Various. 2022. Hildegard Portraits. Voice. Compact Disc. Somm Recordings SOMMCD 0652.

And singer Victoria Couper crops up on another great new release, this time from Musica Secreta, directed by Laurie Stras. As a close supporter of the ensemble, I have to declare an interest in promoting this release here, but it so worth the recommendation. Mother Sister Daughter explores music drawn predominantly from two Italian convents, Santa Lucia in Verona and San Matteo in Arcetri, uncovered by Stras in her research. And it was particularly her discovery of records in the latter, also the home of Suor Maria Celeste GalileiGalileo's daughter, that gave rise to much of the previously undiscovered music here. The six female voices here are joined by Claire Williams (organ), Alison Kinder (bass viol) and Kirsty Whatley (harp). The group launched the recording with a great live performance at Kings Place in June.

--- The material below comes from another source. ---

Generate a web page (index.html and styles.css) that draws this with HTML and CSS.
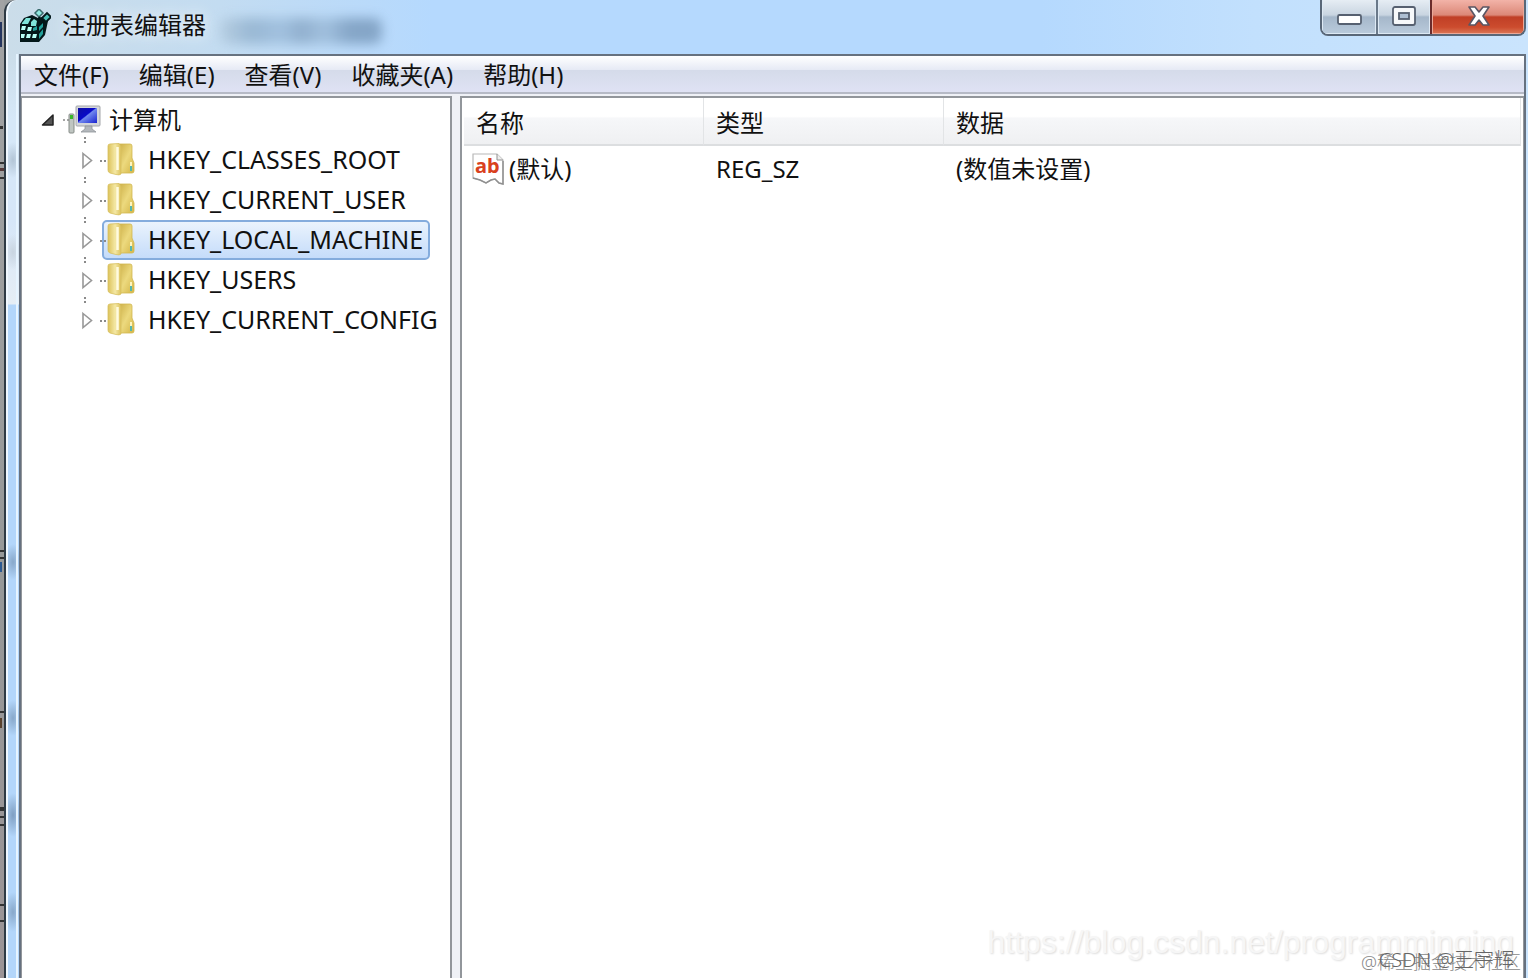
FILE: index.html
```
<!DOCTYPE html>
<html lang="zh-CN">
  <head>
    <meta charset="UTF-8" />
    <meta name="viewport" content="width=device-width, initial-scale=1.0" />
    <title>注册表编辑器</title>
    <link rel="stylesheet" href="styles.css">
  </head>
  <body>
    <svg width="0" height="0" class="defs" aria-hidden="true">
      <defs>
        <linearGradient id="flap" x1="0" x2="1" y1="0" y2="0">
          <stop offset="0" stop-color="#dcc25a" />
          <stop offset="0.55" stop-color="#f4e8a4" />
          <stop offset="1" stop-color="#dcc25c" />
        </linearGradient>
        <linearGradient id="back" x1="0" x2="1" y1="0" y2="1">
          <stop offset="0" stop-color="#cdb048" />
          <stop offset="0.5" stop-color="#ecd97e" />
          <stop offset="1" stop-color="#d4b546" />
        </linearGradient>
        <linearGradient id="screen" x1="0" x2="1" y1="0" y2="1">
          <stop offset="0" stop-color="#1010a0" />
          <stop offset="0.45" stop-color="#0808c8" />
          <stop offset="0.5" stop-color="#7088ee" />
          <stop offset="1" stop-color="#1822d0" />
        </linearGradient>
        <symbol id="folder" viewBox="0 0 28 34">
          <path d="M12 2H23Q25 2 25 4V16L27 21V29Q27 31 25 31H12z" fill="url(#back)" stroke="#d2b850" stroke-width="0.800" />
          <path d="M1 4Q1 2 3 2L12 1.500Q14 3 14 6V32Q12.500 33.500 9 32.500L3 31Q1 30.500 1 28z" fill="url(#flap)" stroke="#d8c060" stroke-width="0.800" />
          <path d="M10.500 5V28" stroke="#fffbe0" stroke-width="2.500" />
          <path d="M24 20V29" stroke="#fff5c0" stroke-width="2" />
          <path d="M24 24V29" stroke="#55b8b0" stroke-width="2" />
        </symbol>
        <symbol id="arrow" viewBox="0 0 22 22">
          <path d="M7 4.500L15.500 11.500L7 18.500z" fill="#fff" stroke="#989898" stroke-width="1.600" />
        </symbol>
      </defs>
    </svg>

    <div class="desktop"></div>
    <div class="window">
      <header class="titlebar">
        <svg class="app-icon" viewBox="0 0 32 34">
          <path d="M1 15L5 9L13 6L19 9L24 8L29 12L26 26L20 33H1z" fill="#04181a" />
          <path d="M3 14L7 9L12 9L9 15H3zM12 13L15 10L18 12L17 17H12z" fill="#7fe4da" />
          <path d="M3 17H7L6 21H2zM9 18H13L12 22H8zM2 25H6L5 29H2zM8 25H12L11 29H7zM14 25H18L17 29H13z" fill="#b8fff6" />
          <path d="M14 19L18 17V21L14 22zM20 18L24 14V18L20 22zM20 25L24 20V25L20 30z" fill="#23a09a" />
          <path d="M16 4L20 0L24 4L20 8z" fill="#8fe8e0" stroke="#3a6a6c" stroke-width="1.500" />
          <path d="M23 9L28 4L32 8L27 13z" fill="#49c0b8" stroke="#04181a" stroke-width="1.800" />
          <path d="M20 8L23 14" stroke="#04181a" stroke-width="2.500" />
        </svg>
        <h1 class="title">注册表编辑器</h1>
        <div class="ghost"></div>
        <div class="controls">
          <button class="control minimize" aria-label="最小化">
            <svg viewBox="0 0 26 24" width="26" height="24">
              <rect x="2" y="10" width="23" height="9" rx="1.500" fill="#fff" stroke="#566070" stroke-width="1.800" />
            </svg>
          </button>
          <button class="control maximize" aria-label="最大化">
            <svg viewBox="0 0 26 24" width="26" height="24">
              <rect x="2" y="2" width="22" height="18" rx="2" fill="#f6f8fa" stroke="#566070" stroke-width="1.800" />
              <rect x="8" y="8" width="10" height="6" fill="#aebfd2" stroke="#566070" stroke-width="1.800" />
            </svg>
          </button>
          <button class="control close" aria-label="关闭">
            <svg viewBox="0 0 26 24" width="26" height="24">
              <path d="M4 2H10L14 7L18 2H24L18 11L24 20H18L14 15L10 20H4L10 11z" fill="#fff" stroke="#5b5563" stroke-width="1.600" stroke-linejoin="round" />
            </svg>
          </button>
        </div>
      </header>

      <main class="client">
        <nav class="menubar">
          <a href="#">文件(F)</a>
          <a href="#">编辑(E)</a>
          <a href="#">查看(V)</a>
          <a href="#">收藏夹(A)</a>
          <a href="#">帮助(H)</a>
        </nav>

        <div class="panes">
          <aside class="tree-pane">
            <div class="root">
              <button class="toggle" aria-label="折叠">
                <svg viewBox="0 0 22 22" width="22" height="22">
                  <path d="M16 6V16H5.500z" fill="#555" stroke="#222" stroke-width="1.500" stroke-linejoin="round" />
                </svg>
              </button>
              <a href="#" class="root-label">
                <svg class="computer" viewBox="0 0 38 30">
                  <path d="M0 15H2M4 15H6" stroke="#888" stroke-width="1.500" />
                  <rect x="6" y="9" width="5" height="19" rx="1" fill="#c0c6c2" stroke="#868c88" />
                  <rect x="7" y="10" width="3" height="4" fill="#38b828" />
                  <rect x="13" y="1" width="24" height="20" rx="1" fill="#d4d6da" stroke="#a4a6aa" />
                  <rect x="15" y="3" width="19" height="15" fill="url(#screen)" />
                  <path d="M22 21H29V24L33 27H18L22 24z" fill="#b4b8bc" stroke="#90949a" stroke-width="0.800" />
                </svg>
                计算机
              </a>
            </div>
            <ul class="tree">
              <li>
                <button class="toggle" aria-label="展开"><svg width="22" height="22"><use href="#arrow" /></svg></button>
                <a href="#" class="key"><svg class="folder"><use href="#folder" /></svg>HKEY_CLASSES_ROOT</a>
              </li>
              <li>
                <button class="toggle" aria-label="展开"><svg width="22" height="22"><use href="#arrow" /></svg></button>
                <a href="#" class="key"><svg class="folder"><use href="#folder" /></svg>HKEY_CURRENT_USER</a>
              </li>
              <li>
                <button class="toggle" aria-label="展开"><svg width="22" height="22"><use href="#arrow" /></svg></button>
                <a href="#" class="key selected"><svg class="folder"><use href="#folder" /></svg>HKEY_LOCAL_MACHINE</a>
              </li>
              <li>
                <button class="toggle" aria-label="展开"><svg width="22" height="22"><use href="#arrow" /></svg></button>
                <a href="#" class="key"><svg class="folder"><use href="#folder" /></svg>HKEY_USERS</a>
              </li>
              <li>
                <button class="toggle" aria-label="展开"><svg width="22" height="22"><use href="#arrow" /></svg></button>
                <a href="#" class="key"><svg class="folder"><use href="#folder" /></svg>HKEY_CURRENT_CONFIG</a>
              </li>
            </ul>
          </aside>

          <section class="values-pane">
            <table class="values">
              <thead>
                <tr>
                  <th class="col">名称</th>
                  <th class="col">类型</th>
                  <th>数据</th>
                </tr>
              </thead>
              <tbody>
                <tr>
                  <td>
                    <div class="value-name">
                      <svg class="string-icon" viewBox="0 0 32 32">
                        <path d="M1 1H25L31 7V31L27 30L23 26L19 27L14 30L8 27L1 25z" fill="#fff" stroke="#b8b8b8" stroke-width="1.200" />
                        <path d="M1 25L8 27L14 30L19 27L23 26L27 30L31 31V8" fill="none" stroke="#909090" stroke-width="1.500" />
                        <path d="M25 1V7H31" fill="#eee" stroke="#909090" />
                        <text x="3" y="20" class="ab">ab</text>
                      </svg>
                      (默认)
                    </div>
                  </td>
                  <td>REG_SZ</td>
                  <td>(数值未设置)</td>
                </tr>
              </tbody>
            </table>
          </section>
        </div>
      </main>
    </div>

    <div class="watermark source">https://blog.csdn.net/programminging</div>
    <div class="watermark community">@稀土掘金技术社区</div>
    <div class="watermark author">CSDN @王宇辉</div>
  </body>
</html>
```

FILE: styles.css
```
* {
  margin: 0;
  padding: 0;
  box-sizing: border-box;
}

body {
  display: flex;
  position: relative;
  min-height: 100vh;
  overflow: hidden;
  background-color: #9da0a1;
  color: #111;
  font-family: "Noto Sans", "Noto Sans CJK SC", sans-serif;
  font-size: 24px;
  line-height: 32px;
}

a {
  color: inherit;
  text-decoration: none;
}

button {
  border: none;
  background: none;
  cursor: pointer;
}

svg {
  flex: none;
}

.defs {
  position: absolute;
}

/* sliver of the desktop behind the window */
.desktop {
  width: 4px;
  background:
    linear-gradient(#26365f, #26365f) 0 22px / 2px 25px no-repeat,
    linear-gradient(#333, #333) 0 126px / 3px 3px no-repeat,
    linear-gradient(#333, #333) 0 162px / 4px 2px no-repeat,
    linear-gradient(#553a3a, #553a3a) 0 168px / 4px 3px no-repeat,
    linear-gradient(#333, #333) 0 177px / 4px 2px no-repeat,
    linear-gradient(#333, #333) 0 550px / 4px 2px no-repeat,
    linear-gradient(#333, #333) 0 557px / 4px 2px no-repeat,
    linear-gradient(#2c5a92, #2c5a92) 0 562px / 2px 10px no-repeat,
    linear-gradient(#333, #333) 0 711px / 4px 2px no-repeat,
    linear-gradient(#59422e, #59422e) 0 718px / 2px 10px no-repeat,
    linear-gradient(#333, #333) 0 807px / 4px 4px no-repeat,
    linear-gradient(#333, #333) 0 816px / 4px 2px no-repeat,
    linear-gradient(#333, #333) 0 824px / 4px 2px no-repeat,
    linear-gradient(#333, #333) 0 904px / 4px 2px no-repeat,
    linear-gradient(#333, #333) 0 920px / 4px 2px no-repeat,
    linear-gradient(#a2a3a4, #969898 60%, #9b9496);
}

.window {
  display: flex;
  flex: 1;
  flex-direction: column;
  padding: 0 2px 0 13px;
  border-left: 2px solid #2e3a44;
  border-top-left-radius: 12px;
  box-shadow: inset 2px 0 #f0f8ff;
  background:
    linear-gradient(#e6f4ff, #e6f4ff) 10px 54px / 2px 100% no-repeat,
    radial-gradient(9px 18px at 7px 160px, #b3c5d6, transparent),
    radial-gradient(9px 18px at 7px 252px, #c8d4e0, transparent),
    radial-gradient(9px 18px at 7px 562px, #88a8ca, transparent),
    radial-gradient(9px 18px at 7px 718px, #88a8ca, transparent),
    radial-gradient(9px 22px at 7px 815px, #7f9fc2, transparent),
    radial-gradient(9px 20px at 7px 912px, #88a8ca, transparent),
    linear-gradient(#cbdde9, #d6e8f8 66px, #d6e6f8 166px, #e6eef5 250px, #b3d6fa 251px) 0 54px / 13px 100% no-repeat,
    linear-gradient(90deg, #cbdde9, #c3dcf1 14%, #b5d9fe 28%, #b5d9fe 68%, #c2e0fd 82%, #cae4fd);
}

.titlebar {
  display: flex;
  align-items: flex-start;
  height: 54px;
}

.app-icon {
  width: 32px;
  height: 34px;
  margin-top: 9px;
}

.title {
  margin: 9px 0 0 11px;
  font-size: 24px;
  font-weight: normal;
  text-shadow: 0 0 12px #e4eef6, 0 0 16px #e4eef6;
}

/* blurred caption seen through the glass */
.ghost {
  width: 162px;
  height: 26px;
  margin: 18px 0 0 14px;
  border-radius: 8px;
  background: linear-gradient(90deg, #b4cbde, #8fafcc 20%, #9bbbda 38%, #86a5c4 50%, #9bbad8 65%, #7899bb 80%, #7899bb);
  filter: blur(6px);
  opacity: 0.8;
}

.controls {
  display: flex;
  height: 36px;
  margin-left: auto;
  border: 2px solid #596778;
  border-top: none;
  border-radius: 0 0 8px 8px;
  overflow: hidden;
}

.control {
  display: flex;
  align-items: center;
  justify-content: center;
  width: 54px;
  background: linear-gradient(#e6edf4, #c9d5e1 44%, #a5b7ca 50%, #bacbdc);
  box-shadow: inset 0 -1px #dde9f4, inset 1px 0 #dde9f4, inset -1px 0 #dde9f4;
}

.maximize {
  border-left: 2px solid #6a798a;
}

.close {
  width: 94px;
  border-left: 2px solid #6b2b2b;
  background: linear-gradient(#f2b3a8, #dc8878 44%, #c03f26 50%, #cc4c2e 80%, #dc7858);
  box-shadow: inset 0 -1px #eba898, inset 1px 0 #eba898, inset -1px 0 #eba898;
}

.client {
  display: flex;
  flex: 1;
  flex-direction: column;
  border: 2px solid #66717f;
  border-bottom: none;
  background-color: #eff1f6;
}

.menubar {
  display: flex;
  align-items: center;
  gap: 30px;
  height: 38px;
  padding: 2px 13px 0;
  border-bottom: 2px solid #b6bac6;
  background: linear-gradient(#fff, #e6eaf5 38%, #d5dbea 40%, #dfe2f4);
}

.panes {
  display: flex;
  flex: 1;
  gap: 8px;
  margin-top: 2px;
}

.tree-pane {
  width: 431px;
  padding-top: 2px;
  border: 2px solid #92969b;
  border-bottom: none;
  border-left-width: 1px;
  background-color: #fff;
}

.root,
.tree li {
  display: flex;
  align-items: center;
  height: 40px;
}

.root {
  padding-left: 15px;
}

.toggle {
  display: flex;
  width: 22px;
  height: 22px;
}

.root-label {
  display: flex;
  align-items: center;
  gap: 8px;
  margin-left: 4px;
}

.computer {
  width: 38px;
  height: 30px;
}

.tree {
  list-style: none;
}

.tree li {
  position: relative;
  padding-left: 54px;
}

.tree li::before {
  content: "";
  position: absolute;
  top: -3px;
  left: 62px;
  width: 2px;
  height: 6px;
  background: repeating-linear-gradient(#8a8a8a 0 2px, transparent 2px 4px);
}

.key {
  display: flex;
  position: relative;
  align-items: center;
  gap: 13px;
  height: 40px;
  margin-left: 4px;
  padding: 0 5px 2px 3px;
  border: 2px solid transparent;
  border-radius: 5px;
  font-size: 25px;
}

.key::before {
  content: "";
  position: absolute;
  top: 18px;
  left: -4px;
  width: 6px;
  height: 2px;
  background: repeating-linear-gradient(90deg, #8a8a8a 0 2px, transparent 2px 4px);
}

.selected {
  border-color: #84acdd;
  background: linear-gradient(#eaf3fd, #c5dcfa);
}

.folder {
  width: 28px;
  height: 34px;
}

.values-pane {
  flex: 1;
  padding: 0 2px;
  border: 2px solid #92969b;
  border-right-width: 1px;
  border-bottom: none;
  background-color: #fff;
}

.values {
  width: 100%;
  border-collapse: separate;
  border-spacing: 0;
  table-layout: fixed;
}

.values th {
  height: 48px;
  padding: 3px 0 0 12px;
  border-right: 1px solid #e2e4e6;
  border-bottom: 2px solid #dcdee0;
  background: linear-gradient(#fff 40%, #f6f7f9 44%, #eff0f2);
  font-weight: normal;
  text-align: left;
}

.values .col {
  width: 240px;
}

.values td {
  height: 46px;
  padding-left: 12px;
}

.values td:first-child {
  padding-left: 8px;
}

.value-name {
  display: flex;
  align-items: center;
  gap: 5px;
}

.string-icon {
  width: 32px;
  height: 32px;
}

.ab {
  fill: #d9411e;
  font-family: "Noto Sans", sans-serif;
  font-size: 20px;
  font-weight: bold;
}

.watermark {
  position: absolute;
  white-space: nowrap;
}

.source {
  right: 14px;
  bottom: 20px;
  color: #f6f6f6;
  font-family: "Liberation Sans", sans-serif;
  font-size: 32px;
  text-shadow: 1px 1px 2px #ddd;
}

.community {
  right: 7px;
  bottom: 0;
  color: #888;
  font-size: 18px;
  font-weight: 300;
}

.author {
  right: 14px;
  bottom: 2px;
  color: #666;
  font-size: 20px;
  font-weight: 300;
}
```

The music is rich and varied, and the performances are tender yet commanding. Two gloriously high-voiced sets of Vespers of St Clare, and one of Vespers of St Lucy are joined by works by Leonora d'Este, as well as Brumel and Mouton. The disc ends with The Veiled Sisters, a new composition for the group by Joanna Marsh (b.1970), which juxtaposes two texts, one by Norfolk poet Esther Morgan (b.1970), and the other by Alessandro Francucci (fl.1620). The texts contrast a woman looking outwards into the light with the journey of a young woman into life in a convent, and the texts are sung concurrently, with high ringing voices contrasting the sombre lower lines, joined by the organ. The more modern choral dissonances exist within a sound world that still sits well with the rest of the disc's repertoire, and it provides a striking end to the collection.